On August 3, 2015, Flanders signed with the Cleveland Browns, but he was released on September 5, 2015.

===BC Lions===
On October 6, 2015, Flanders signed with BC Lions to a practice roster agreement. He was promoted to the active roster for the last game of the regular season and played in his first professional game on November 7, 2015 against the Calgary Stampeders where he had three carries for 15 yards. He was not re-signed following the season and was released on November 10, 2015.
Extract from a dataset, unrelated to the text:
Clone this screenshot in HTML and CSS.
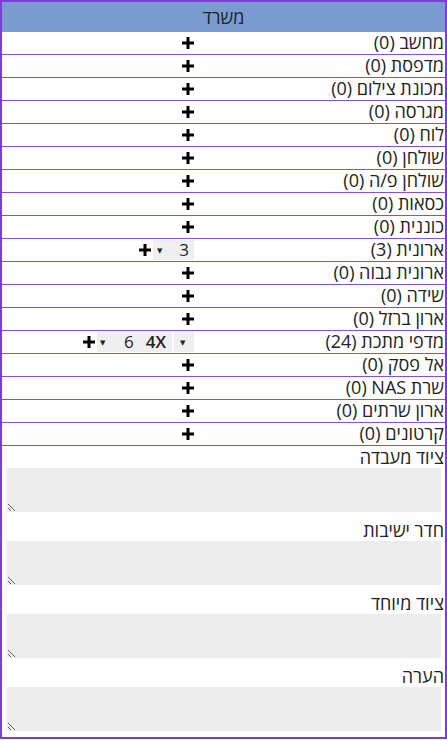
FILE: index.html
```html
<!DOCTYPE html>
<html lang="he" dir="rtl">
<head>
    <meta charset="UTF-8">
    <meta name="viewport" content="width=device-width, initial-scale=1.0">
    <title>משרד</title>
    <link rel="stylesheet" href="styles.css">
</head>
<body>
    <div class="office">
        <div class="office-head">משרד</div>

        <!-- equipment rows: name on the right, add button / pickers on the left -->
        <div class="item"><span class="name">מחשב (0)</span><span class="ctrl"><svg class="plus" viewBox="0 0 12 12"><rect x="4.5" y="0" width="3" height="12"/><rect x="0" y="4.5" width="12" height="3"/></svg></span></div>
        <div class="item"><span class="name">מדפסת (0)</span><span class="ctrl"><svg class="plus" viewBox="0 0 12 12"><rect x="4.5" y="0" width="3" height="12"/><rect x="0" y="4.5" width="12" height="3"/></svg></span></div>
        <div class="item"><span class="name">מכונת צילום (0)</span><span class="ctrl"><svg class="plus" viewBox="0 0 12 12"><rect x="4.5" y="0" width="3" height="12"/><rect x="0" y="4.5" width="12" height="3"/></svg></span></div>
        <div class="item"><span class="name">מגרסה (0)</span><span class="ctrl"><svg class="plus" viewBox="0 0 12 12"><rect x="4.5" y="0" width="3" height="12"/><rect x="0" y="4.5" width="12" height="3"/></svg></span></div>
        <div class="item"><span class="name">לוח (0)</span><span class="ctrl"><svg class="plus" viewBox="0 0 12 12"><rect x="4.5" y="0" width="3" height="12"/><rect x="0" y="4.5" width="12" height="3"/></svg></span></div>
        <div class="item"><span class="name">שולחן (0)</span><span class="ctrl"><svg class="plus" viewBox="0 0 12 12"><rect x="4.5" y="0" width="3" height="12"/><rect x="0" y="4.5" width="12" height="3"/></svg></span></div>
        <div class="item"><span class="name">שולחן פ/ה (0)</span><span class="ctrl"><svg class="plus" viewBox="0 0 12 12"><rect x="4.5" y="0" width="3" height="12"/><rect x="0" y="4.5" width="12" height="3"/></svg></span></div>
        <div class="item"><span class="name">כסאות (0)</span><span class="ctrl"><svg class="plus" viewBox="0 0 12 12"><rect x="4.5" y="0" width="3" height="12"/><rect x="0" y="4.5" width="12" height="3"/></svg></span></div>
        <div class="item"><span class="name">כוננית (0)</span><span class="ctrl"><svg class="plus" viewBox="0 0 12 12"><rect x="4.5" y="0" width="3" height="12"/><rect x="0" y="4.5" width="12" height="3"/></svg></span></div>
        <div class="item">
            <span class="name">ארונית (3)</span>
            <span class="ctrl">
                <span class="pick pick-count"><span class="val">3</span><span class="arrow">▼</span></span>
                <svg class="plus" viewBox="0 0 12 12"><rect x="4.5" y="0" width="3" height="12"/><rect x="0" y="4.5" width="12" height="3"/></svg>
            </span>
        </div>
        <div class="item"><span class="name">ארונית גבוה (0)</span><span class="ctrl"><svg class="plus" viewBox="0 0 12 12"><rect x="4.5" y="0" width="3" height="12"/><rect x="0" y="4.5" width="12" height="3"/></svg></span></div>
        <div class="item"><span class="name">שידה (0)</span><span class="ctrl"><svg class="plus" viewBox="0 0 12 12"><rect x="4.5" y="0" width="3" height="12"/><rect x="0" y="4.5" width="12" height="3"/></svg></span></div>
        <div class="item"><span class="name">ארון ברזל (0)</span><span class="ctrl"><svg class="plus" viewBox="0 0 12 12"><rect x="4.5" y="0" width="3" height="12"/><rect x="0" y="4.5" width="12" height="3"/></svg></span></div>
        <div class="item">
            <span class="name">מדפי מתכת (24)</span>
            <span class="ctrl">
                <span class="pick pick-empty"><span class="arrow">▼</span></span>
                <span class="pick pick-size"><span class="val size">4X</span><span class="val">6</span><span class="arrow">▼</span></span>
                <svg class="plus" viewBox="0 0 12 12"><rect x="4.5" y="0" width="3" height="12"/><rect x="0" y="4.5" width="12" height="3"/></svg>
            </span>
        </div>
        <div class="item"><span class="name">אל פסק (0)</span><span class="ctrl"><svg class="plus" viewBox="0 0 12 12"><rect x="4.5" y="0" width="3" height="12"/><rect x="0" y="4.5" width="12" height="3"/></svg></span></div>
        <div class="item"><span class="name">שרת NAS&rlm; (0)</span><span class="ctrl"><svg class="plus" viewBox="0 0 12 12"><rect x="4.5" y="0" width="3" height="12"/><rect x="0" y="4.5" width="12" height="3"/></svg></span></div>
        <div class="item"><span class="name">ארון שרתים (0)</span><span class="ctrl"><svg class="plus" viewBox="0 0 12 12"><rect x="4.5" y="0" width="3" height="12"/><rect x="0" y="4.5" width="12" height="3"/></svg></span></div>
        <div class="item"><span class="name">קרטונים (0)</span><span class="ctrl"><svg class="plus" viewBox="0 0 12 12"><rect x="4.5" y="0" width="3" height="12"/><rect x="0" y="4.5" width="12" height="3"/></svg></span></div>

        <!-- free text notes -->
        <div class="notes">
            <label class="note-label" for="lab">ציוד מעבדה</label>
            <textarea id="lab"></textarea>
            <label class="note-label" for="meeting">חדר ישיבות</label>
            <textarea id="meeting"></textarea>
            <label class="note-label" for="special">ציוד מיוחד</label>
            <textarea id="special"></textarea>
            <label class="note-label" for="remark">הערה</label>
            <textarea id="remark"></textarea>
        </div>
    </div>
</body>
</html>
```

FILE: styles.css
```css
body {
    margin: 0;
    font-family: "Open Sans", "DejaVu Sans", sans-serif;
    font-size: 18px;
    color: #222;
    background-color: white;
}

.office {
    width: 447px;
    box-sizing: border-box;
    border: 2px solid #7c3fd4;
}

.office-head {
    height: 30px;
    line-height: 30px;
    text-align: center;
    background-color: #7a9bd0;
}

.item {
    display: grid;
    grid-template-columns: 249px 1fr;
    height: 22px;
    border-bottom: 1px solid #8a4dd8;
}

.name {
    padding-right: 1px;
    line-height: 21px;
    white-space: nowrap;
}

.ctrl {
    display: flex;
    align-items: center;
    gap: 2px;
    padding-right: 2px;
}

.plus {
    width: 12px;
    height: 12px;
    fill: black;
}

.pick {
    display: flex;
    align-items: center;
    justify-content: space-between;
    height: 20px;
    background-color: #efefef;
}

.pick .val {
    font-size: 17px;
    line-height: 20px;
}

.pick .size {
    font-weight: 600;
}

.arrow {
    font-size: 7px;
    color: #222;
}

.pick-count {
    width: 41px;
    padding: 0 5px 0 4px;
    box-sizing: border-box;
}

.pick-empty {
    width: 20px;
    padding-left: 6px;
    box-sizing: border-box;
    justify-content: flex-end;
}

.pick-size {
    width: 75px;
    padding: 0 6px 0 3px;
    box-sizing: border-box;
    justify-content: flex-start;
    gap: 12px;
}

.pick-size .arrow {
    margin-right: auto;
}

.notes {
    display: flex;
    flex-direction: column;
    padding-bottom: 6px;
}

.note-label {
    display: block;
    line-height: 22px;
    padding-right: 1px;
}

textarea {
    display: block;
    height: 44px;
    margin: 0 4px 7px 5px;
    padding: 2px;
    box-sizing: border-box;
    border: none;
    background-color: #ececec;
    font-family: inherit;
}

textarea:last-child {
    margin-bottom: 0;
}
```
===Winnipeg Blue Bombers===
Flanders signed with the Winnipeg Blue Bombers on May 26, 2016 where he had a more prominent role as a back-up running back. He played in seven games for the team, starting in four, where he had 46 rushing attempts for 281 and three touchdowns. He also had 16 receptions for 148 yards. He played with the Blue Bombers for two more seasons, but only dressed for one game in 2018 while spending the rest of the season on the practice roster. He was released by the Blue Bombers on November 19, 2018.

===Calgary Stampeders (second stint)===
Flanders remained unsigned at the start of the 2019 CFL season and eventually signed a practice roster agreement with the Stampeders on September 30, 2019. However, he was released on October 26, 2019.

===Ottawa Redblacks===
Flanders signed with the Ottawa Redblacks on December 23, 2019, but did not play in 2020 due to the cancellation of the 2020 CFL season. He then re-signed with the Redblacks on January 18, 2021. He became a free agent after the 2021 season.

==Coaching career==
Since 2022, Flanders has been a running backs and recruiting assistant for the Lake Travis High School football team. He also serves as an assistant basketball coach at Lake Travis High School.